-- Begin DATA SHOWN --

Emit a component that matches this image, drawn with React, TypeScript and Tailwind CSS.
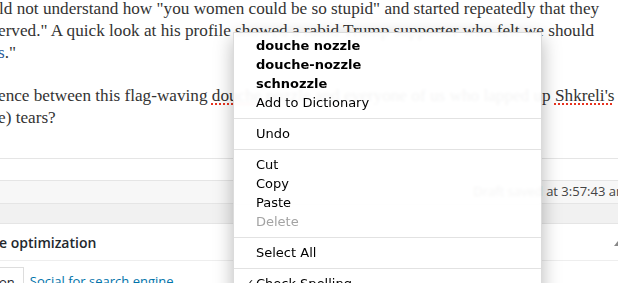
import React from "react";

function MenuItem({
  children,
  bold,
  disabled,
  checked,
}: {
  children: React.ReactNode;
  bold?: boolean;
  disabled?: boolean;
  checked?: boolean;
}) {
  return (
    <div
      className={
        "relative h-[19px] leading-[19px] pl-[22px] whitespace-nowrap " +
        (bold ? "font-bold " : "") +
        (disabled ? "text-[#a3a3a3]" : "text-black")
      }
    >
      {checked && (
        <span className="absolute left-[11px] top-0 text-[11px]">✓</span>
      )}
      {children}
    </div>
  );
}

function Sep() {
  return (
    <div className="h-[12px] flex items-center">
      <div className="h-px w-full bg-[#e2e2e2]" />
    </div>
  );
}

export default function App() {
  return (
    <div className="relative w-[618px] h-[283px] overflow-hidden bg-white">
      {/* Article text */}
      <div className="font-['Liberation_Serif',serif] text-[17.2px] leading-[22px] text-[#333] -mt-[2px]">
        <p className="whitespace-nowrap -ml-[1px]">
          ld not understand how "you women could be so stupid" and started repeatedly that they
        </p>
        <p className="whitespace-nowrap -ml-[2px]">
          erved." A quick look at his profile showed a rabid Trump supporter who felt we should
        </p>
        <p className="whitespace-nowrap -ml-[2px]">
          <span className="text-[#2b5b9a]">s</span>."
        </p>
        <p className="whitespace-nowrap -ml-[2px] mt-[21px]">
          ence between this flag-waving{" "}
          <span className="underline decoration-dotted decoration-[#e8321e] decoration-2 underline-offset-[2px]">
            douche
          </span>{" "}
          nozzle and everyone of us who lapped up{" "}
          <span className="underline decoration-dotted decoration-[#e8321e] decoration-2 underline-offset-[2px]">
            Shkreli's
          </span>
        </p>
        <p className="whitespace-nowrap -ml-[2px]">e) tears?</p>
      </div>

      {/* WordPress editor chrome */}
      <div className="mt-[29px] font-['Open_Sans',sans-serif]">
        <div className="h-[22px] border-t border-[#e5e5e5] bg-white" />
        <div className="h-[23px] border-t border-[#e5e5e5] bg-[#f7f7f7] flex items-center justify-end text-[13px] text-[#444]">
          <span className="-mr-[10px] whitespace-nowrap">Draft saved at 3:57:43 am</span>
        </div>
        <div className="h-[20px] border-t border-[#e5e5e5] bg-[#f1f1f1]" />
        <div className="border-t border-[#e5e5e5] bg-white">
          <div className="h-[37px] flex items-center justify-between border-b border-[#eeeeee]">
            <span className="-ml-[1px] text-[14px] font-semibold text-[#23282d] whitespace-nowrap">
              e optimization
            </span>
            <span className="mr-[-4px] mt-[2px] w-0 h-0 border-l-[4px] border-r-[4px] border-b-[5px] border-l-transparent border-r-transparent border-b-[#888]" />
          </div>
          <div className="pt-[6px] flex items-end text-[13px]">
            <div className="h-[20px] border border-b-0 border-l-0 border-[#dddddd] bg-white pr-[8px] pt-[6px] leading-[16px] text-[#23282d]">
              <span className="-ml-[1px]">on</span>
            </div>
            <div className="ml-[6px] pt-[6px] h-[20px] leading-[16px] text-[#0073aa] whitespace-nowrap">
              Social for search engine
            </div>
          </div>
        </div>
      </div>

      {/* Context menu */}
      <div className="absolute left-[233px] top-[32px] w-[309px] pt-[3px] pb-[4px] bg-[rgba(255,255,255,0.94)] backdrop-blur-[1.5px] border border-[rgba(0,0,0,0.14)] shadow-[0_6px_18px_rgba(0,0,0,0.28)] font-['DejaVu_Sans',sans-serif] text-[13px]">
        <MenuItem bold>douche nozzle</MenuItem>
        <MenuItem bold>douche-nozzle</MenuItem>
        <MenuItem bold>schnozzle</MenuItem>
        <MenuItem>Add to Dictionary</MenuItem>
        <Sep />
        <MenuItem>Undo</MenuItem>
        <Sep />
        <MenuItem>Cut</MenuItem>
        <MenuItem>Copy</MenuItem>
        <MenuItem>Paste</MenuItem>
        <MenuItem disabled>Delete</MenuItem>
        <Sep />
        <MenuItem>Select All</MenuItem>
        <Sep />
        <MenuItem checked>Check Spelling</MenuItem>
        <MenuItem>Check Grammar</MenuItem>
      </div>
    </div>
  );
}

-- End DATA SHOWN --
-- Begin DATA SHOWN --

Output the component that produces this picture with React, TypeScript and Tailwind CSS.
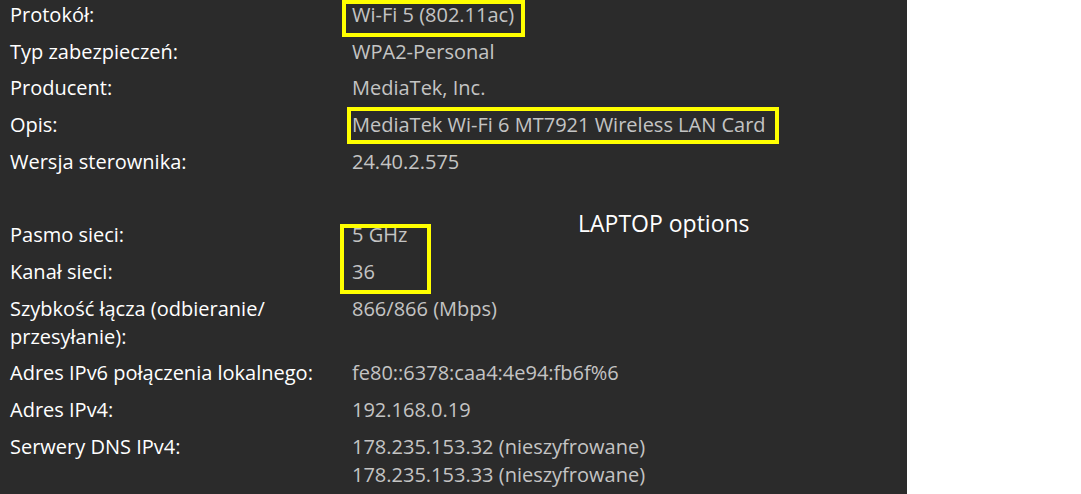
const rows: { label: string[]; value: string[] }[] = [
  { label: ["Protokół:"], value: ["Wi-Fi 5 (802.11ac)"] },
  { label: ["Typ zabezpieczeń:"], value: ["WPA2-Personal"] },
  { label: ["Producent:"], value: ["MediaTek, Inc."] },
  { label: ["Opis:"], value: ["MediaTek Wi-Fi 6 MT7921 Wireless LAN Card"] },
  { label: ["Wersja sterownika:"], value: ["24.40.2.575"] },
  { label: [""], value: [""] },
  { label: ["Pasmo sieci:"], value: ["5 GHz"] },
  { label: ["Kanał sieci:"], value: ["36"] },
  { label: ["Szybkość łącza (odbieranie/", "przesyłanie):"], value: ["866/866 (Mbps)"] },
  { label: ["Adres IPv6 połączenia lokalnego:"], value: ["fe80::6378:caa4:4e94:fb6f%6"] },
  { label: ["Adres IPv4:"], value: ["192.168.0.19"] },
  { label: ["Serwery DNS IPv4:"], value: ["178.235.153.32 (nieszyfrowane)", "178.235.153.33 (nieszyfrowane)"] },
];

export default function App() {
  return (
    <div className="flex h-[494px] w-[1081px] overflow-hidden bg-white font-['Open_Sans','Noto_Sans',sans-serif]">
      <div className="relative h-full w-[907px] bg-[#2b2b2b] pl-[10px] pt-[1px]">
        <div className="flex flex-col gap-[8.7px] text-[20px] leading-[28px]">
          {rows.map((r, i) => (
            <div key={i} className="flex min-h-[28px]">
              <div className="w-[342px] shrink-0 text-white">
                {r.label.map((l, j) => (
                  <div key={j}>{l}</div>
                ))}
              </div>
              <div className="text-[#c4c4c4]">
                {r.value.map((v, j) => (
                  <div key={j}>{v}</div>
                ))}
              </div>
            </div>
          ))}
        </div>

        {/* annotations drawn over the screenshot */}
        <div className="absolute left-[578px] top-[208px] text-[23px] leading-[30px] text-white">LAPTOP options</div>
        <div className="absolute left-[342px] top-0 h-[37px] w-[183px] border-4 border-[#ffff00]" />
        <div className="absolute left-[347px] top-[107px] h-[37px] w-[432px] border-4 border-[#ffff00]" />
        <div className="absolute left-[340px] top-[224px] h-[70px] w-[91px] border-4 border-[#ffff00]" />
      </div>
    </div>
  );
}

-- End DATA SHOWN --
-- Begin DATA SHOWN --

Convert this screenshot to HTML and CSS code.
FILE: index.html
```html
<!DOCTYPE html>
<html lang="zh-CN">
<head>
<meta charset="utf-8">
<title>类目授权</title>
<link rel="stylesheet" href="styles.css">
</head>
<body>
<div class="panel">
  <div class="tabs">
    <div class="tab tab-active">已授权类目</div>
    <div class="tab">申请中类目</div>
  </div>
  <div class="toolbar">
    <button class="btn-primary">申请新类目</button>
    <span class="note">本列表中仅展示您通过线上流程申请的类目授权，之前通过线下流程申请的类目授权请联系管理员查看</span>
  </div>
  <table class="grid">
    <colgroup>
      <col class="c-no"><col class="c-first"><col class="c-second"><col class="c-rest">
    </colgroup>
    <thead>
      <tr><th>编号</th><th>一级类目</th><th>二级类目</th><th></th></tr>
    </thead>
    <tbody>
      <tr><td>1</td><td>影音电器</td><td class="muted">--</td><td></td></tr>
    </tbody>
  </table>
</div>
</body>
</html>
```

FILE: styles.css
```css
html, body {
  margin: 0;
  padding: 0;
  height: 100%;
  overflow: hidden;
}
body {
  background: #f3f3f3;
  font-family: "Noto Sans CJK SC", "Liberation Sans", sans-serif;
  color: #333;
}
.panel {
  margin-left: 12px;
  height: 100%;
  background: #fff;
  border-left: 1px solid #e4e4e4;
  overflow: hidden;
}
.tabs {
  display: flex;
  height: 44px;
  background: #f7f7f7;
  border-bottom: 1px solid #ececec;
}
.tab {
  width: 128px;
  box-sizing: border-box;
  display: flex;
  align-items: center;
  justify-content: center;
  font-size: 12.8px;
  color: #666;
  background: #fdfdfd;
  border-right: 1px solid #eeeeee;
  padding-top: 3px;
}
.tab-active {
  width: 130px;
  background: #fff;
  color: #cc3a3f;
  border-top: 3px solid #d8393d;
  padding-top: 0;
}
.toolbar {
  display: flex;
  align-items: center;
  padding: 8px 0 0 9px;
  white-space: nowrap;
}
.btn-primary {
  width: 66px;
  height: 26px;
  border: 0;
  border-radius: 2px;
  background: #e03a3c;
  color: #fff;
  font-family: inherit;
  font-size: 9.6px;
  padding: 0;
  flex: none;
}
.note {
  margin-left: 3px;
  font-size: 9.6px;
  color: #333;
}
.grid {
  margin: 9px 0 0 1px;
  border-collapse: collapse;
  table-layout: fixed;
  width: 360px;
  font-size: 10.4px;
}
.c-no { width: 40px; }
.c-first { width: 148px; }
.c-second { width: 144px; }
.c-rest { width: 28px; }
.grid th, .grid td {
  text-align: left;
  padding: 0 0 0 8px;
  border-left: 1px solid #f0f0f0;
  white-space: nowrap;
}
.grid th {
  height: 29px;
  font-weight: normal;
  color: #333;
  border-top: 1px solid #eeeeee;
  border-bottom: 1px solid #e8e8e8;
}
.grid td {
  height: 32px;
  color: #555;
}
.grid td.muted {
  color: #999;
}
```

-- End DATA SHOWN --

**WRITTEN PROBLEM:**
Set down, word for word, the lines from the one holding "Emit a component" through the one holding "import React from". Skip the pictures.

**EXPECTED ANSWER:**
Emit a component that matches this image, drawn with React, TypeScript and Tailwind CSS.
import React from "react";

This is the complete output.